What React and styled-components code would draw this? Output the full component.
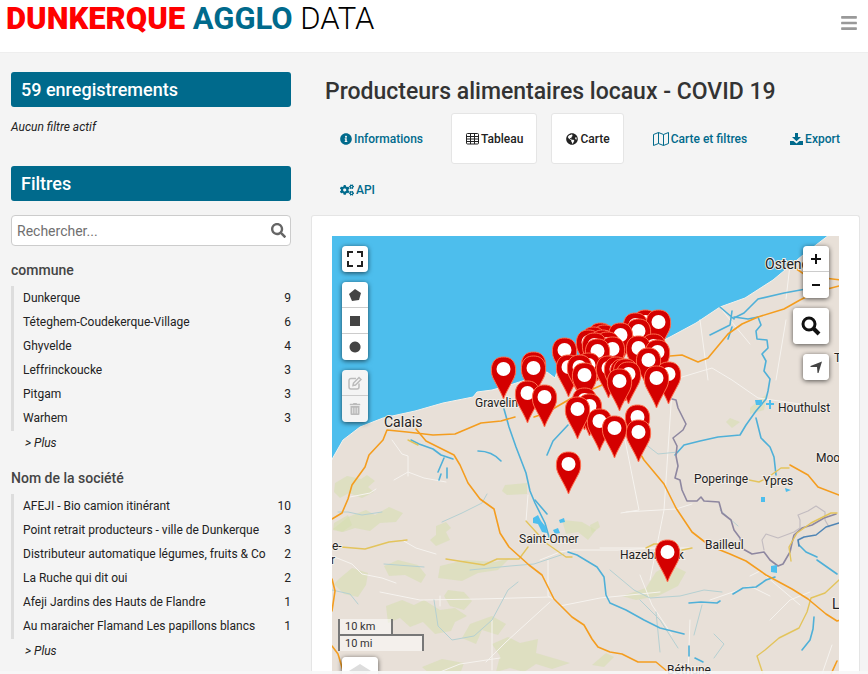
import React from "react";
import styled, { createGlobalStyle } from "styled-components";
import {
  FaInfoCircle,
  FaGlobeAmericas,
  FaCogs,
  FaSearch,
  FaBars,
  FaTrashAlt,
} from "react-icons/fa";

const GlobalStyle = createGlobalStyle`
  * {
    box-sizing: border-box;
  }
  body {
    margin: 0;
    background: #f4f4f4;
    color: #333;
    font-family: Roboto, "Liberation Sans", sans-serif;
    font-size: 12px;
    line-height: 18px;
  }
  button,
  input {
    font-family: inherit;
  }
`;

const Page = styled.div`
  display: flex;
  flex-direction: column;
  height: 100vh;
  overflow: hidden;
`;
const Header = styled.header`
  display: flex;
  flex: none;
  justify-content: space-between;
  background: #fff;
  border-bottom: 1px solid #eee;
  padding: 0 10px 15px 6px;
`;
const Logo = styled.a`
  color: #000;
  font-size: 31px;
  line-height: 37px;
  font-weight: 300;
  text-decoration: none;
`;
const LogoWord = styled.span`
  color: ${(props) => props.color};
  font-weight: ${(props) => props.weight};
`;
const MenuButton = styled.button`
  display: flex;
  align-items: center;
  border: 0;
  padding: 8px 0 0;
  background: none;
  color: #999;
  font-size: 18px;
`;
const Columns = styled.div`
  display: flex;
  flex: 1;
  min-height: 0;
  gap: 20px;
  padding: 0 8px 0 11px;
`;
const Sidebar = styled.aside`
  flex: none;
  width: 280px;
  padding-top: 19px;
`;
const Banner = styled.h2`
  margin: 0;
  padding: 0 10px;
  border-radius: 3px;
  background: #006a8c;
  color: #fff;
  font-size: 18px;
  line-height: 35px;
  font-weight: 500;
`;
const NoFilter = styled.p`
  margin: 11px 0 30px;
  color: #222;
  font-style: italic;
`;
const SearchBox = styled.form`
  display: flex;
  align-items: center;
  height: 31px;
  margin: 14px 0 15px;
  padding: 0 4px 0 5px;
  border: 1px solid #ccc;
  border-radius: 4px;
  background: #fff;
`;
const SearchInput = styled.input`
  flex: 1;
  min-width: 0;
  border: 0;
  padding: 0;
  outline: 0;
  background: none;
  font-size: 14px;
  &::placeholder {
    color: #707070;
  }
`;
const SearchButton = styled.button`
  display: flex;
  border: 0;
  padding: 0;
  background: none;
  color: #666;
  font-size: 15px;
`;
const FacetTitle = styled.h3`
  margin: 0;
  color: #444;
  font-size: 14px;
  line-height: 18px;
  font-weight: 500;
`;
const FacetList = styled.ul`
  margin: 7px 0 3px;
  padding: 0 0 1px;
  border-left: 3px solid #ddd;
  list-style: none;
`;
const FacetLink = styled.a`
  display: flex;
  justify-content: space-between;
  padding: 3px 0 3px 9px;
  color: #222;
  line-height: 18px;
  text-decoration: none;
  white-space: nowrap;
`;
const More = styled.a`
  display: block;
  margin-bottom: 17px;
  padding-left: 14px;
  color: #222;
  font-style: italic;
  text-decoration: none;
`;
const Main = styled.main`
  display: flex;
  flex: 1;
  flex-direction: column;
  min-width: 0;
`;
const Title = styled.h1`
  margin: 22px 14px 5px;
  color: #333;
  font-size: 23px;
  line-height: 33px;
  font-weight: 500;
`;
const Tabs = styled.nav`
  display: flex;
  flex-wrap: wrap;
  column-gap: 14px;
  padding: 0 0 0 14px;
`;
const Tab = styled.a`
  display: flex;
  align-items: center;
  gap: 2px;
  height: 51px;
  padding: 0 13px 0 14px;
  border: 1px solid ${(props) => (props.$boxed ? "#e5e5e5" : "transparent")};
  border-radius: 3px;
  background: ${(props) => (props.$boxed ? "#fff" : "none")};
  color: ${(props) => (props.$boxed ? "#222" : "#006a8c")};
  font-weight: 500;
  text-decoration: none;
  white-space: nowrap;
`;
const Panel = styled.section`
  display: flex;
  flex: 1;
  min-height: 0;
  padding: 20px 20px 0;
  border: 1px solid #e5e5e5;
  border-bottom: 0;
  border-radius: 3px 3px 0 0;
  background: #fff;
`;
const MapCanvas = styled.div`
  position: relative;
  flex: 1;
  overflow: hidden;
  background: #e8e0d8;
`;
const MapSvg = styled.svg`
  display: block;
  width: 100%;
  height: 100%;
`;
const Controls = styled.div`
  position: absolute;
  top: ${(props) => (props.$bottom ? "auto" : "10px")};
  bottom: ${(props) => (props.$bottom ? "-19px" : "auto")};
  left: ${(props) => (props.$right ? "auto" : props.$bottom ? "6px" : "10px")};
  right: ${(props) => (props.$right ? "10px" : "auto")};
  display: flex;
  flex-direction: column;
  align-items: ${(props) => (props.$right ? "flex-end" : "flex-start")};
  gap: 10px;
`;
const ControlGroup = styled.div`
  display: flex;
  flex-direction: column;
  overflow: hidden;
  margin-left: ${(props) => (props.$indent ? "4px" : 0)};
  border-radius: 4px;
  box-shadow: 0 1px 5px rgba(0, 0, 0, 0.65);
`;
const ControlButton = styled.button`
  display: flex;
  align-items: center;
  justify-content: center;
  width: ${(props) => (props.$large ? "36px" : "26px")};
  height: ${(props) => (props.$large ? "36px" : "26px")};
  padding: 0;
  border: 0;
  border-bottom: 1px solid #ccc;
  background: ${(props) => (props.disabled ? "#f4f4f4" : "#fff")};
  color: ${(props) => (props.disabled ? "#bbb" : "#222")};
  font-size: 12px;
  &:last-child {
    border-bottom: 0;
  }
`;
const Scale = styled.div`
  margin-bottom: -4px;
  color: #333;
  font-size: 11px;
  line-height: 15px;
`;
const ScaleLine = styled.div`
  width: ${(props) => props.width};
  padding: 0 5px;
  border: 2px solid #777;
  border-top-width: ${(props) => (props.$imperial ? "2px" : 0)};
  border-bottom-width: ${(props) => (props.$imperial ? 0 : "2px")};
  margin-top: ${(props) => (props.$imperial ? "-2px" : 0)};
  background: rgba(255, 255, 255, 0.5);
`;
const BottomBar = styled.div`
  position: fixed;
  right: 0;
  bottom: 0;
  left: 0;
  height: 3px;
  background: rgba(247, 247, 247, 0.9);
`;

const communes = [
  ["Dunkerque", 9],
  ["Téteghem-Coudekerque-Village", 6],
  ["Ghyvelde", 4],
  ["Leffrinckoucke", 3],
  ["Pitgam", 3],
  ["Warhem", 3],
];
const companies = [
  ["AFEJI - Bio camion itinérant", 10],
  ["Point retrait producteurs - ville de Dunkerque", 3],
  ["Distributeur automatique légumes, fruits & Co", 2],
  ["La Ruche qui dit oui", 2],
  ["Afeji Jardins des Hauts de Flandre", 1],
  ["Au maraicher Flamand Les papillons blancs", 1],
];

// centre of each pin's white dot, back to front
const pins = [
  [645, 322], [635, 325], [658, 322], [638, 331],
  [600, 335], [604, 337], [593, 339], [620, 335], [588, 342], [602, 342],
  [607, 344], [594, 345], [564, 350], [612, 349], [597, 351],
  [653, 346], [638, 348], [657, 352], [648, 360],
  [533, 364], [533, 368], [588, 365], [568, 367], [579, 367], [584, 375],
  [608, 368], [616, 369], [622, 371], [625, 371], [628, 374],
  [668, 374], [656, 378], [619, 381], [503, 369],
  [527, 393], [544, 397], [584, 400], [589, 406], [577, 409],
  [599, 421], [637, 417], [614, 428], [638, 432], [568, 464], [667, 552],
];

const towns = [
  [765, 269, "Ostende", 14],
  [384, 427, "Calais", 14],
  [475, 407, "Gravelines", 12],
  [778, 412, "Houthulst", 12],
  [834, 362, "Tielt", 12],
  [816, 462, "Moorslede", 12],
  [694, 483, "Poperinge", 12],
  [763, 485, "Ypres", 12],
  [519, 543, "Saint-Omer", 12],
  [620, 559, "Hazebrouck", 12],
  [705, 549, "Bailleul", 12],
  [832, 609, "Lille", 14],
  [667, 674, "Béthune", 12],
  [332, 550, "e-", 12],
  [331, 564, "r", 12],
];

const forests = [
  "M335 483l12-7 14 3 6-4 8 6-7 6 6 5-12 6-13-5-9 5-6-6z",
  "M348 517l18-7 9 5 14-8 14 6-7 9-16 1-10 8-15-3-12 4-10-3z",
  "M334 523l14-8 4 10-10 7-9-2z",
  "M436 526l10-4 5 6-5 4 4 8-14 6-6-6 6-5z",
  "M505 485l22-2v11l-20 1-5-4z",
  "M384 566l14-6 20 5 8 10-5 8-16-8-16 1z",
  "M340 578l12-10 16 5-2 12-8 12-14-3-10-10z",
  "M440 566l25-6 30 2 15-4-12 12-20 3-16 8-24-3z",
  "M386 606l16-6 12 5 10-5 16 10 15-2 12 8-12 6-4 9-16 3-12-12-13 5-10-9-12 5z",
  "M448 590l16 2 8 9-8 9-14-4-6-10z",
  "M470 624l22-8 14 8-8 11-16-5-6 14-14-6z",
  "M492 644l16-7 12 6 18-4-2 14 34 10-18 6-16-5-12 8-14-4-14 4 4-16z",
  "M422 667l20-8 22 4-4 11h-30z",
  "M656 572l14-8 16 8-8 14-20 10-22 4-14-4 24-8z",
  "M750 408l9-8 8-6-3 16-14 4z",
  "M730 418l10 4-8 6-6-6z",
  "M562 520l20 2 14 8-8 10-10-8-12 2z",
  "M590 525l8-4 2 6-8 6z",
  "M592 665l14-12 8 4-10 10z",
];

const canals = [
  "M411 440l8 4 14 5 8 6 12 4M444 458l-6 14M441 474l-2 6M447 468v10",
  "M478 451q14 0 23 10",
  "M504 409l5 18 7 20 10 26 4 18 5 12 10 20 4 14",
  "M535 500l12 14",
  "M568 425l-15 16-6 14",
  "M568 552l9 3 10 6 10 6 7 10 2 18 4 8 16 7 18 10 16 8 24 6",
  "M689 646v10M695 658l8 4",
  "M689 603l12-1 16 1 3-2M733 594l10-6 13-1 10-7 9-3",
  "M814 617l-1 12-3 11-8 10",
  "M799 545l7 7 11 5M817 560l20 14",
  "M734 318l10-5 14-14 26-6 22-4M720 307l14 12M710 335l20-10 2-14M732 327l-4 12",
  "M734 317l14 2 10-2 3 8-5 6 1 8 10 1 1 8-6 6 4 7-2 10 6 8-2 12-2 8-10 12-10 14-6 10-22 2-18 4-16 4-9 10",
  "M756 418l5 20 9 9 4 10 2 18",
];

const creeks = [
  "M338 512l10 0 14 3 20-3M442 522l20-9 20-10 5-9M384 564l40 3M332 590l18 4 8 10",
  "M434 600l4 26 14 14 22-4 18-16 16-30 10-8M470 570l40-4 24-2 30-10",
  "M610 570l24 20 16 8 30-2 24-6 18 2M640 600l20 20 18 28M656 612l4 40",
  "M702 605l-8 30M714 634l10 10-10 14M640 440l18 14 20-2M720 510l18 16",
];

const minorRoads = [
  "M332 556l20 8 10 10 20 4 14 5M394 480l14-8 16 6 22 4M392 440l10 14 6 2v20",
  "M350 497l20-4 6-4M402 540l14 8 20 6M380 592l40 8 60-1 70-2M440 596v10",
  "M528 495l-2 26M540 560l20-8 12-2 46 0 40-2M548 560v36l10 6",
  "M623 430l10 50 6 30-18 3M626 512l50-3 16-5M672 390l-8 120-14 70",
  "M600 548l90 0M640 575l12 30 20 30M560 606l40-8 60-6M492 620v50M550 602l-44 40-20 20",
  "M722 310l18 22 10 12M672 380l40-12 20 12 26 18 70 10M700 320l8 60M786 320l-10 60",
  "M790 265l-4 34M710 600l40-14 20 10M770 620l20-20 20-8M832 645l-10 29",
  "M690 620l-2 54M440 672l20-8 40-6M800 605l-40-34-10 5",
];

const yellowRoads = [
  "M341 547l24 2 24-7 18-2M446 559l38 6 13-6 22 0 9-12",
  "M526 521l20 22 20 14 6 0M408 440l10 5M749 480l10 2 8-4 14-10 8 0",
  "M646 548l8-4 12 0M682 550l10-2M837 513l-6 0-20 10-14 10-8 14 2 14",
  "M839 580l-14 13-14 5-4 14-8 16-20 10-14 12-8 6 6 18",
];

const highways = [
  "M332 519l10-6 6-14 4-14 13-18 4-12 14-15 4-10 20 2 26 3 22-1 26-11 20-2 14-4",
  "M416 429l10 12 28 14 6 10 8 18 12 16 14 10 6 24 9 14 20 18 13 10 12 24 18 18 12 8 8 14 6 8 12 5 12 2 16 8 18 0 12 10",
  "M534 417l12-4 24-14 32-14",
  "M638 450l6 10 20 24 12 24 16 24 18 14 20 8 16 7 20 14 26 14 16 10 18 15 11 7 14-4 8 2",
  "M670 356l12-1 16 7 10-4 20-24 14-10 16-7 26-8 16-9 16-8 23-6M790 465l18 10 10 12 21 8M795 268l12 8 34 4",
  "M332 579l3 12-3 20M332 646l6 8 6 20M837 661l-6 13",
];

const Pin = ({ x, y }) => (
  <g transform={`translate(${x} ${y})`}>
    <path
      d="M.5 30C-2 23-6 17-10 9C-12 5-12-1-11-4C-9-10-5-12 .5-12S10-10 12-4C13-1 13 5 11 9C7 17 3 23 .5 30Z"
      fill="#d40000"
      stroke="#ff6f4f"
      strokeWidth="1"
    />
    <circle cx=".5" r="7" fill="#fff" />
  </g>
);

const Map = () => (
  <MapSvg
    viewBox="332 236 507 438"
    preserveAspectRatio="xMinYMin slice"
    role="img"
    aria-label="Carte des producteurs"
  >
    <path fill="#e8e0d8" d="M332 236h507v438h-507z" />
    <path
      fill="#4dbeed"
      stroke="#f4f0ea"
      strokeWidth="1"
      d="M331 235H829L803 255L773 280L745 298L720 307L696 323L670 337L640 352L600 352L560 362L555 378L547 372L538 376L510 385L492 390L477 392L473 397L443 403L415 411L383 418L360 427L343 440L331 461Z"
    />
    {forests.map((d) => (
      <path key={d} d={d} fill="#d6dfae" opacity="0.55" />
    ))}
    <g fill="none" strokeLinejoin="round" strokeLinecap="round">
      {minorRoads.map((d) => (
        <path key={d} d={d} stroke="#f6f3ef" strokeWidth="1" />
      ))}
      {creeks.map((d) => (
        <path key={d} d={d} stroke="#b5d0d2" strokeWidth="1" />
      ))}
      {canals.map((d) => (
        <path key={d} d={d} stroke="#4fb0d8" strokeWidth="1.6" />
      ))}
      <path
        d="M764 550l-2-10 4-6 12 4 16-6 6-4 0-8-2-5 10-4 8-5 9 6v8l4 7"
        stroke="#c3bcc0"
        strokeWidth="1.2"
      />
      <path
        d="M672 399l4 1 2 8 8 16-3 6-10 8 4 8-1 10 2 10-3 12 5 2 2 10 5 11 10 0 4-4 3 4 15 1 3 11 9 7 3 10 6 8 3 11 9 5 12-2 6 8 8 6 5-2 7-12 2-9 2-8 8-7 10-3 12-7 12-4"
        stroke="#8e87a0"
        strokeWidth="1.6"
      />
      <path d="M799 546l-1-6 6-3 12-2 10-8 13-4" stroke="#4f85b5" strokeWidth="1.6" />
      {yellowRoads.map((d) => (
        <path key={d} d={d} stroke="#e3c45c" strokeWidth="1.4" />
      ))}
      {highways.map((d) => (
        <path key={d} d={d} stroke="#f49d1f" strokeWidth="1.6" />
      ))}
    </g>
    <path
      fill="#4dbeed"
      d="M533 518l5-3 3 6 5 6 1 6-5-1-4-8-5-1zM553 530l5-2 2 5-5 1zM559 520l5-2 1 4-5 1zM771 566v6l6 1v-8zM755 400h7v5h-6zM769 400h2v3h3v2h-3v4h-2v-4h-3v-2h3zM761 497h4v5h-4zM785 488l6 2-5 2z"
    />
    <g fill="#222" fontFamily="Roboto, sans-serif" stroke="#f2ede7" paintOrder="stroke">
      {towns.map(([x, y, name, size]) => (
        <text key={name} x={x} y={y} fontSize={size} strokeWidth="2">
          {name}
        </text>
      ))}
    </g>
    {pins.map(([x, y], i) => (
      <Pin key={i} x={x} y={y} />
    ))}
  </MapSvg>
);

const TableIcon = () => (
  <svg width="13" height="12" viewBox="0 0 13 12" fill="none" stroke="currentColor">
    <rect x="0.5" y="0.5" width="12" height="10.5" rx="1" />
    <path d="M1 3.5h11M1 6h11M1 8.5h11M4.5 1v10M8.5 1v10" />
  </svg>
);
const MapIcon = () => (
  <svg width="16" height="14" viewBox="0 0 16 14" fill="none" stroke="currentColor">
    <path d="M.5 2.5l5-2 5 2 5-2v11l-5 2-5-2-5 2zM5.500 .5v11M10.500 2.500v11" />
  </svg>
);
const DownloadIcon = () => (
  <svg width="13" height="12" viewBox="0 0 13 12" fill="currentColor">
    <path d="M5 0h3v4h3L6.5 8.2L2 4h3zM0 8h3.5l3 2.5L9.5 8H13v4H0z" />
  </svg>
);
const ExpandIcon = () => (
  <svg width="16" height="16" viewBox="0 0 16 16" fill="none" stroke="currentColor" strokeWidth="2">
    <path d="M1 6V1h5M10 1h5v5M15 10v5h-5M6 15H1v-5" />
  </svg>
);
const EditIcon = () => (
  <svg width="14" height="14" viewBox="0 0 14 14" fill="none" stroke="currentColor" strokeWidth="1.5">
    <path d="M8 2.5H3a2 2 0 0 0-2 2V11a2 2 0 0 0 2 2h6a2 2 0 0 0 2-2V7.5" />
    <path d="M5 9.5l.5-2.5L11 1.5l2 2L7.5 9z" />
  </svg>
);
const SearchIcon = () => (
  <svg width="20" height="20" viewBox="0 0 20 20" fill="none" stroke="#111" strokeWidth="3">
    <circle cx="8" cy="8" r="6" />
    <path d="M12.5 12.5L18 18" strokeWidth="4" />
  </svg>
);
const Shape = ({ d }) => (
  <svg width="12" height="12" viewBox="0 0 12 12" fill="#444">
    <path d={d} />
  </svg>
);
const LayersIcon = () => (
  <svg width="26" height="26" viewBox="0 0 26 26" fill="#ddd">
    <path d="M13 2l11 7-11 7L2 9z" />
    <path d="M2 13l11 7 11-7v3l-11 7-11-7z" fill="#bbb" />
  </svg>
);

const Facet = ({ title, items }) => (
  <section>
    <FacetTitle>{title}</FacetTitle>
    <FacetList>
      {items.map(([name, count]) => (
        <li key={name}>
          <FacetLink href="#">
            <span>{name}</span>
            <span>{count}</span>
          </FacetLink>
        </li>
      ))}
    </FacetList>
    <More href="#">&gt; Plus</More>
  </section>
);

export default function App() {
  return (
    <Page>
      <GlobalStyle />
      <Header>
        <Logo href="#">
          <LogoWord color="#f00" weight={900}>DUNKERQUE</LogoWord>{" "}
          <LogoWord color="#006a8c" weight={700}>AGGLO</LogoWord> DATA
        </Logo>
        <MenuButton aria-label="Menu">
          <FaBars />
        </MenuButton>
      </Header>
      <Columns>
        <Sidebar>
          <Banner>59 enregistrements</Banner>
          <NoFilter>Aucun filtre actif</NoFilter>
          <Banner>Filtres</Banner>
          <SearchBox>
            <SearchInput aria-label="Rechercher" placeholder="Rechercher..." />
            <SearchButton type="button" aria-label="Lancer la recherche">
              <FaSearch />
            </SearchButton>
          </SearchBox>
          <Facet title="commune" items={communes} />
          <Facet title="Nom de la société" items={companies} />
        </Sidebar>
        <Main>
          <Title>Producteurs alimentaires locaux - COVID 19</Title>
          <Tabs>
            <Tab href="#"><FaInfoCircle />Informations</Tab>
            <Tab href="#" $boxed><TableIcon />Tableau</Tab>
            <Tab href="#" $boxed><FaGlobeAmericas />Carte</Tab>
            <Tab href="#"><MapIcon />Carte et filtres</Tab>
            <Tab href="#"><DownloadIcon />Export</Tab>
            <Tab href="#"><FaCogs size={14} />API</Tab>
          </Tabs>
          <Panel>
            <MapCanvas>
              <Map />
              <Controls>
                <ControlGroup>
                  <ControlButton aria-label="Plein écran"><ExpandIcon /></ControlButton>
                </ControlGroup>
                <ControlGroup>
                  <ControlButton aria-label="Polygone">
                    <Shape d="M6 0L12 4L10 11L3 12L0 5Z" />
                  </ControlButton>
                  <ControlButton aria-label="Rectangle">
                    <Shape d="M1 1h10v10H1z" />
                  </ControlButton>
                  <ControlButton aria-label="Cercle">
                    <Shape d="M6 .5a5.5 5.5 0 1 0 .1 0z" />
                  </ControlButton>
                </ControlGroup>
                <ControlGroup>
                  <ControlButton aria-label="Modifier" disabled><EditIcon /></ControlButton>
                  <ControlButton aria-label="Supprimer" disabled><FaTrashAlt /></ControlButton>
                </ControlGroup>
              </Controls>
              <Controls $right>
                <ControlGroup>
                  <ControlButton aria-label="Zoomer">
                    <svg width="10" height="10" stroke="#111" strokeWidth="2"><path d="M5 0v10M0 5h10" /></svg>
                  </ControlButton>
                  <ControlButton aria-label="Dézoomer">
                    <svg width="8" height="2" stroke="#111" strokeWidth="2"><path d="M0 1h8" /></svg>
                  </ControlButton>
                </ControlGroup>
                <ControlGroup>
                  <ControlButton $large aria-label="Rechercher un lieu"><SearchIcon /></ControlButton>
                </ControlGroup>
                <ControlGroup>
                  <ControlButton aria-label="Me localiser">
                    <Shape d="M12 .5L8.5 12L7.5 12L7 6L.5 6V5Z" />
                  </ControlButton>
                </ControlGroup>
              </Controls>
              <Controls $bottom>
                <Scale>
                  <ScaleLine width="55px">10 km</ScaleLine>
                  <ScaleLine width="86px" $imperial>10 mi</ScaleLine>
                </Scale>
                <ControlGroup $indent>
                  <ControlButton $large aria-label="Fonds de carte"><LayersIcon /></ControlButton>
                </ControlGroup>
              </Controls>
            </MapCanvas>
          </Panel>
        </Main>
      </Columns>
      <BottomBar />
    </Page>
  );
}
-=-=-=-=-
▸ **DIRECTIVE**
Find the lines above that contain the word "components" and collect them.

▸ **PROBLEM SOLUTION**
What React and styled-components code would draw this? Output the full component.
import styled, { createGlobalStyle } from "styled-components";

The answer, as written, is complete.